Believe it or not, piecing together a mismatched suit is not as easy as it seems! We started with his tie and used it to create the full ensemble.

  • Floral, jewel-toned tie: $36
  • Grey dress shirt: Ross, $15
  • Navy dress pants: Ross, $17
  • Light blue tweed suit jacket: Men’s Wearhouse, $90 on clearance (not including $25 alterations)
  • Paul Jones Men's Tweed Navy Vest: Amazon, $30
  • Personalized Mr. Kennedy Socks: Etsy, $11
  • Bullboxer brown leather dress shoes/High Top Old Pine BANGS shoes: already owned (originally $100, $50 respectively)

Bride’s Attire

Everyone is different. I love a natural, relaxed look. I don’t wear makeup, which meant saving a ton of cash!

The night before, Emily braided the front of my hair and we used simple foam curlers for the rest. This way, less product was needed to hold my curls, allowing my hair to still look soft and free.

Lastly, we couldn’t resist buying some matching Mr. and Mrs. face masks to mark the occasion!


If you have extra room in your budget for some sentimental gifts to Mother or Father of the Bride, et cetera, there are plenty of practical options.

My friend Naomi did my mom’s luxuriously long hair for the wedding. To make her feel a little extra special, I bought her a set of pearl hair pins and a gorgeous faux fur stole to match Emily and me.

For my dad, I knew he’d likely never wear cuff links or a tie again, so I ordered some special socks he could wear with his western boots. They came in a personalized canvas pouch that made it easy for him to transport back home to Oregon where he can either stow them away as a keepsake or potentially wear again.

Final tips

1. Become a list-maker. Make a list of your budget, a list of what you absolutely will not compromise on, and a list of what you need to get it all done. Not only will having a list keep you organized, it keeps family and bridal party on task so you don’t have to run around like a headless chicken squawking orders. Plus, checking things off feels so dang good!

2. Along those same lines, consider labeling items. In case you aren't present for packing up the day after, you'll want to make sure others know what's yours and where it goes.

3. Take pictures, make diagrams, and measure all of your needed spaces and supplies beforehand. My mom and I forgot what kitchen supplies were available at the cabin so she was forced to cook the meat in smaller portions. We also had an unexpected, super last-minute expense when we realized the tablecloths we’d borrowed weren’t big enough. Amazon Prime was a lifesaver!

4. Consider your resources. Do you have a truck or trailer or need either one to haul items? We ended up renting a small U-Haul trailer for $140 to load all the chairs and other DIY wedding paraphernalia.
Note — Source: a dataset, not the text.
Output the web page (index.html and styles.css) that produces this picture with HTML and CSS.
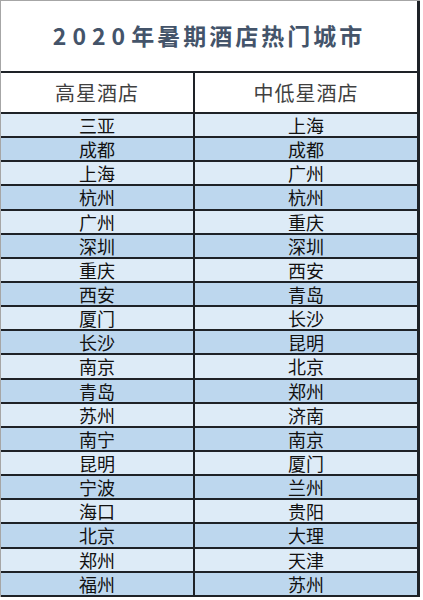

Andrew and I are deeply grateful to our friends, family, work associates, and God for the love, support, and tremendous efforts dedicated to making our micro wedding one-of-a-kind!

Special thanks is due to the mother and grandmother of the bride for their hard work in the kitchen! Never has wedding barbecue ever tasted SO good.

My mom also tailored my dress to make it just a tad more formal and not quite so see-through. She's the best seamstress in the west!

Matron of Honor, Emily: thank you for giving life to my vision. This wedding would not have happened as succinctly and virtually stress-free without you!

Father of the bride: thank you for walking me down the aisle and giving us your full blessing. We love you and appreciate all you did and do for us.